___ Information shown

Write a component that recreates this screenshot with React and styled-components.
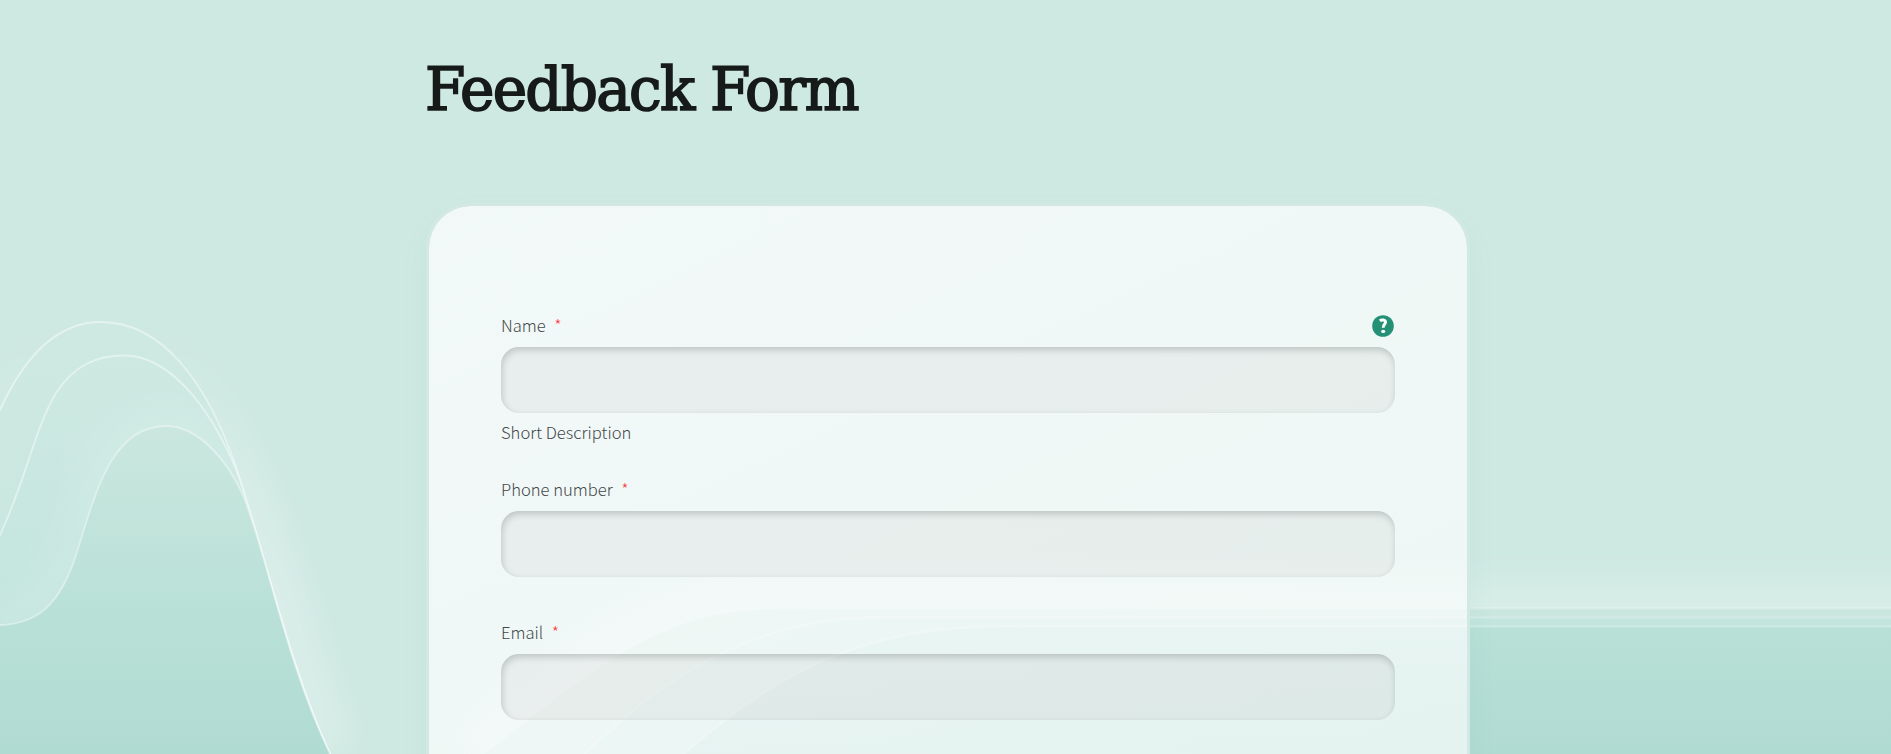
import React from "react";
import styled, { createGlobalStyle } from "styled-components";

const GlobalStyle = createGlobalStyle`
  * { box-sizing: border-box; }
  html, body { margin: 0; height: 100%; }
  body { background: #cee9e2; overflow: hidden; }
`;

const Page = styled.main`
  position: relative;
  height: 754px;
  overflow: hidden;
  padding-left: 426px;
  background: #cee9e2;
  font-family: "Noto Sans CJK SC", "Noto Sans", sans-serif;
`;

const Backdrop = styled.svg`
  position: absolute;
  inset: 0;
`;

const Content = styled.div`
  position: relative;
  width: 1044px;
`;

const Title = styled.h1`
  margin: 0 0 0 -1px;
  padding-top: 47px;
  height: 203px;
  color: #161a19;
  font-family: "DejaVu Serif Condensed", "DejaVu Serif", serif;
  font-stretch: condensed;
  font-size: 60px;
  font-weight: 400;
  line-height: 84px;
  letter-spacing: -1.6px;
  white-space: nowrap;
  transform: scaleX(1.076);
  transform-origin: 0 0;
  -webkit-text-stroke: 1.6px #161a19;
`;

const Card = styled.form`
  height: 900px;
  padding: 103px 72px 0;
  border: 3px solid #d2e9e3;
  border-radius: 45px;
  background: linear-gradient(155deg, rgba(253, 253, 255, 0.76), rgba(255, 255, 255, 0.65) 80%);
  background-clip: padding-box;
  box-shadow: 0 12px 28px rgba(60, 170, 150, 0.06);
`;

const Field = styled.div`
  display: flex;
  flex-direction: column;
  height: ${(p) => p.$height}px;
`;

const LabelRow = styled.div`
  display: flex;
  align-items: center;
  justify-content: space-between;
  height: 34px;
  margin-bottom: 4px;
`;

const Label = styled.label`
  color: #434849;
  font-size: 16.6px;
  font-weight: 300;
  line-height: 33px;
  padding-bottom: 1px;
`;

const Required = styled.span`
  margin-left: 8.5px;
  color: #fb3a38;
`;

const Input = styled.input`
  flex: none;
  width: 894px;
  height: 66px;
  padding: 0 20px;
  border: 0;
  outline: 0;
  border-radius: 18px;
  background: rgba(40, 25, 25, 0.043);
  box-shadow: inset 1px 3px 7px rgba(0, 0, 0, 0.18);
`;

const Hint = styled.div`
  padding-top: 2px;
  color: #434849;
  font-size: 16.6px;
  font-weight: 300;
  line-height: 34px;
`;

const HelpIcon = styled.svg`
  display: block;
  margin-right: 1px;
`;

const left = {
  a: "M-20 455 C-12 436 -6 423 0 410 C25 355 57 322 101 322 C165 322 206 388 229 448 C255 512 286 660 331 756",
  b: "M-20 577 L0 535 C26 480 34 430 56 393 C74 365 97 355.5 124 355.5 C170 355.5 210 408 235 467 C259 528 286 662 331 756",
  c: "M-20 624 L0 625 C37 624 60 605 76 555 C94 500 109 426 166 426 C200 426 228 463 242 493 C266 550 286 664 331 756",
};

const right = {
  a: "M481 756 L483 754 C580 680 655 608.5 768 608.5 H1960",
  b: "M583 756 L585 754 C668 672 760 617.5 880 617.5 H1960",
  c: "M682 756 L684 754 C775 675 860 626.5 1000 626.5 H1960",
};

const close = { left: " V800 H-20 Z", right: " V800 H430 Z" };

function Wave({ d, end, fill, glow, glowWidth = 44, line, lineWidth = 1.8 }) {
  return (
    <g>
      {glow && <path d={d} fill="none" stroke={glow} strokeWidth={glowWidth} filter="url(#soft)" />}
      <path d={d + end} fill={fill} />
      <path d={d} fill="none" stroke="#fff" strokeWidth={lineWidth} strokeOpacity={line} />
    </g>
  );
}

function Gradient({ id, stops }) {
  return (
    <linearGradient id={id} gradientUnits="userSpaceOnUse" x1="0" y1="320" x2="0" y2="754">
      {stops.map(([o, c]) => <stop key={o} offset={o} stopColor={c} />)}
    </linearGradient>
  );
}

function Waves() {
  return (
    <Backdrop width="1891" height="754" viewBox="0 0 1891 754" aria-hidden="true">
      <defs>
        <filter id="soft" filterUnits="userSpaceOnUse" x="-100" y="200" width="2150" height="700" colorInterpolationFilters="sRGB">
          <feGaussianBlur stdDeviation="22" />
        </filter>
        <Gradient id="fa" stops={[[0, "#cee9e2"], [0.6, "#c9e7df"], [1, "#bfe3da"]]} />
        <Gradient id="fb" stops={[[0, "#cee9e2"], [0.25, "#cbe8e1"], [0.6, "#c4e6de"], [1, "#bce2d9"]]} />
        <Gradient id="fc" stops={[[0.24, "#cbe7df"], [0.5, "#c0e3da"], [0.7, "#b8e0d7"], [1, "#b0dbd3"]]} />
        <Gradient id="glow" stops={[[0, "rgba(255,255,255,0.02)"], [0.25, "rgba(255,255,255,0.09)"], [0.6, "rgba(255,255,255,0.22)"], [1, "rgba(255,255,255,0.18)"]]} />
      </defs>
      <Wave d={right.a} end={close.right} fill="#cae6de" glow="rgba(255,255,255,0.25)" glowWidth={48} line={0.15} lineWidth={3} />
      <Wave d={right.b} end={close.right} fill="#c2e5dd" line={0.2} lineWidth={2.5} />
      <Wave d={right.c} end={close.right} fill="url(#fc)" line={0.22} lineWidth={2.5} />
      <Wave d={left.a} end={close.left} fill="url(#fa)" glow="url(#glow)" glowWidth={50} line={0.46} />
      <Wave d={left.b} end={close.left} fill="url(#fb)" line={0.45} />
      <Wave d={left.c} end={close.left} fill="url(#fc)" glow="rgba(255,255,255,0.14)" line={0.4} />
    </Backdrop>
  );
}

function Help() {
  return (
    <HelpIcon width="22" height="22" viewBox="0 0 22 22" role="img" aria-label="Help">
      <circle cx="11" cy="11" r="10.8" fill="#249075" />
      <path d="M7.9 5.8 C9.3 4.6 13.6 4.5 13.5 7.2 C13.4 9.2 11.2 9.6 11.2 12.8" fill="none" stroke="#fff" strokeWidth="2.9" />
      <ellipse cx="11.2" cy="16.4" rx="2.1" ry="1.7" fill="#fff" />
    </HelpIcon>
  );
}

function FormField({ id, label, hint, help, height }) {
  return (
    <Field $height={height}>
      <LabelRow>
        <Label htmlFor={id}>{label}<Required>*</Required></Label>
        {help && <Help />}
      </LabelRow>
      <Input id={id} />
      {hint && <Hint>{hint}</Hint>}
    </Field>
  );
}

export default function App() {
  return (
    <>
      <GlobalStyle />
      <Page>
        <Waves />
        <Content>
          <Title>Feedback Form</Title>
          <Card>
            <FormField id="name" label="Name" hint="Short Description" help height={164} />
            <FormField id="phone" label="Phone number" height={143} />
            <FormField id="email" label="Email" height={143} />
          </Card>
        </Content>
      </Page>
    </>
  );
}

______

Omit every picture, then reproduce the rest of the listing exactly.

Write a component that recreates this screenshot with React and styled-components.
import React from "react";
import styled, { createGlobalStyle } from "styled-components";

const GlobalStyle = createGlobalStyle`
  * { box-sizing: border-box; }
  html, body { margin: 0; height: 100%; }
  body { background: #cee9e2; overflow: hidden; }
`;

const Page = styled.main`
  position: relative;
  height: 754px;
  overflow: hidden;
  padding-left: 426px;
  background: #cee9e2;
  font-family: "Noto Sans CJK SC", "Noto Sans", sans-serif;
`;

const Backdrop = styled.svg`
  position: absolute;
  inset: 0;
`;

const Content = styled.div`
  position: relative;
  width: 1044px;
`;

const Title = styled.h1`
  margin: 0 0 0 -1px;
  padding-top: 47px;
  height: 203px;
  color: #161a19;
  font-family: "DejaVu Serif Condensed", "DejaVu Serif", serif;
  font-stretch: condensed;
  font-size: 60px;
  font-weight: 400;
  line-height: 84px;
  letter-spacing: -1.6px;
  white-space: nowrap;
  transform: scaleX(1.076);
  transform-origin: 0 0;
  -webkit-text-stroke: 1.6px #161a19;
`;

const Card = styled.form`
  height: 900px;
  padding: 103px 72px 0;
  border: 3px solid #d2e9e3;
  border-radius: 45px;
  background: linear-gradient(155deg, rgba(253, 253, 255, 0.76), rgba(255, 255, 255, 0.65) 80%);
  background-clip: padding-box;
  box-shadow: 0 12px 28px rgba(60, 170, 150, 0.06);
`;

const Field = styled.div`
  display: flex;
  flex-direction: column;
  height: ${(p) => p.$height}px;
`;

const LabelRow = styled.div`
  display: flex;
  align-items: center;
  justify-content: space-between;
  height: 34px;
  margin-bottom: 4px;
`;

const Label = styled.label`
  color: #434849;
  font-size: 16.6px;
  font-weight: 300;
  line-height: 33px;
  padding-bottom: 1px;
`;

const Required = styled.span`
  margin-left: 8.5px;
  color: #fb3a38;
`;

const Input = styled.input`
  flex: none;
  width: 894px;
  height: 66px;
  padding: 0 20px;
  border: 0;
  outline: 0;
  border-radius: 18px;
  background: rgba(40, 25, 25, 0.043);
  box-shadow: inset 1px 3px 7px rgba(0, 0, 0, 0.18);
`;

const Hint = styled.div`
  padding-top: 2px;
  color: #434849;
  font-size: 16.6px;
  font-weight: 300;
  line-height: 34px;
`;

const HelpIcon = styled.svg`
  display: block;
  margin-right: 1px;
`;

const left = {
  a: "M-20 455 C-12 436 -6 423 0 410 C25 355 57 322 101 322 C165 322 206 388 229 448 C255 512 286 660 331 756",
  b: "M-20 577 L0 535 C26 480 34 430 56 393 C74 365 97 355.5 124 355.5 C170 355.5 210 408 235 467 C259 528 286 662 331 756",
  c: "M-20 624 L0 625 C37 624 60 605 76 555 C94 500 109 426 166 426 C200 426 228 463 242 493 C266 550 286 664 331 756",
};

const right = {
  a: "M481 756 L483 754 C580 680 655 608.5 768 608.5 H1960",
  b: "M583 756 L585 754 C668 672 760 617.5 880 617.5 H1960",
  c: "M682 756 L684 754 C775 675 860 626.5 1000 626.5 H1960",
};

const close = { left: " V800 H-20 Z", right: " V800 H430 Z" };

function Wave({ d, end, fill, glow, glowWidth = 44, line, lineWidth = 1.8 }) {
  return (
    <g>
      {glow && <path d={d} fill="none" stroke={glow} strokeWidth={glowWidth} filter="url(#soft)" />}
      <path d={d + end} fill={fill} />
      <path d={d} fill="none" stroke="#fff" strokeWidth={lineWidth} strokeOpacity={line} />
    </g>
  );
}

function Gradient({ id, stops }) {
  return (
    <linearGradient id={id} gradientUnits="userSpaceOnUse" x1="0" y1="320" x2="0" y2="754">
      {stops.map(([o, c]) => <stop key={o} offset={o} stopColor={c} />)}
    </linearGradient>
  );
}

function Waves() {
  return (
    <Backdrop width="1891" height="754" viewBox="0 0 1891 754" aria-hidden="true">
      <defs>
        <filter id="soft" filterUnits="userSpaceOnUse" x="-100" y="200" width="2150" height="700" colorInterpolationFilters="sRGB">
          <feGaussianBlur stdDeviation="22" />
        </filter>
        <Gradient id="fa" stops={[[0, "#cee9e2"], [0.6, "#c9e7df"], [1, "#bfe3da"]]} />
        <Gradient id="fb" stops={[[0, "#cee9e2"], [0.25, "#cbe8e1"], [0.6, "#c4e6de"], [1, "#bce2d9"]]} />
        <Gradient id="fc" stops={[[0.24, "#cbe7df"], [0.5, "#c0e3da"], [0.7, "#b8e0d7"], [1, "#b0dbd3"]]} />
        <Gradient id="glow" stops={[[0, "rgba(255,255,255,0.02)"], [0.25, "rgba(255,255,255,0.09)"], [0.6, "rgba(255,255,255,0.22)"], [1, "rgba(255,255,255,0.18)"]]} />
      </defs>
      <Wave d={right.a} end={close.right} fill="#cae6de" glow="rgba(255,255,255,0.25)" glowWidth={48} line={0.15} lineWidth={3} />
      <Wave d={right.b} end={close.right} fill="#c2e5dd" line={0.2} lineWidth={2.5} />
      <Wave d={right.c} end={close.right} fill="url(#fc)" line={0.22} lineWidth={2.5} />
      <Wave d={left.a} end={close.left} fill="url(#fa)" glow="url(#glow)" glowWidth={50} line={0.46} />
      <Wave d={left.b} end={close.left} fill="url(#fb)" line={0.45} />
      <Wave d={left.c} end={close.left} fill="url(#fc)" glow="rgba(255,255,255,0.14)" line={0.4} />
    </Backdrop>
  );
}

function Help() {
  return (
    <HelpIcon width="22" height="22" viewBox="0 0 22 22" role="img" aria-label="Help">
      <circle cx="11" cy="11" r="10.8" fill="#249075" />
      <path d="M7.9 5.8 C9.3 4.6 13.6 4.5 13.5 7.2 C13.4 9.2 11.2 9.6 11.2 12.8" fill="none" stroke="#fff" strokeWidth="2.9" />
      <ellipse cx="11.2" cy="16.4" rx="2.1" ry="1.7" fill="#fff" />
    </HelpIcon>
  );
}

function FormField({ id, label, hint, help, height }) {
  return (
    <Field $height={height}>
      <LabelRow>
        <Label htmlFor={id}>{label}<Required>*</Required></Label>
        {help && <Help />}
      </LabelRow>
      <Input id={id} />
      {hint && <Hint>{hint}</Hint>}
    </Field>
  );
}

export default function App() {
  return (
    <>
      <GlobalStyle />
      <Page>
        <Waves />
        <Content>
          <Title>Feedback Form</Title>
          <Card>
            <FormField id="name" label="Name" hint="Short Description" help height={164} />
            <FormField id="phone" label="Phone number" height={143} />
            <FormField id="email" label="Email" height={143} />
          </Card>
        </Content>
      </Page>
    </>
  );
}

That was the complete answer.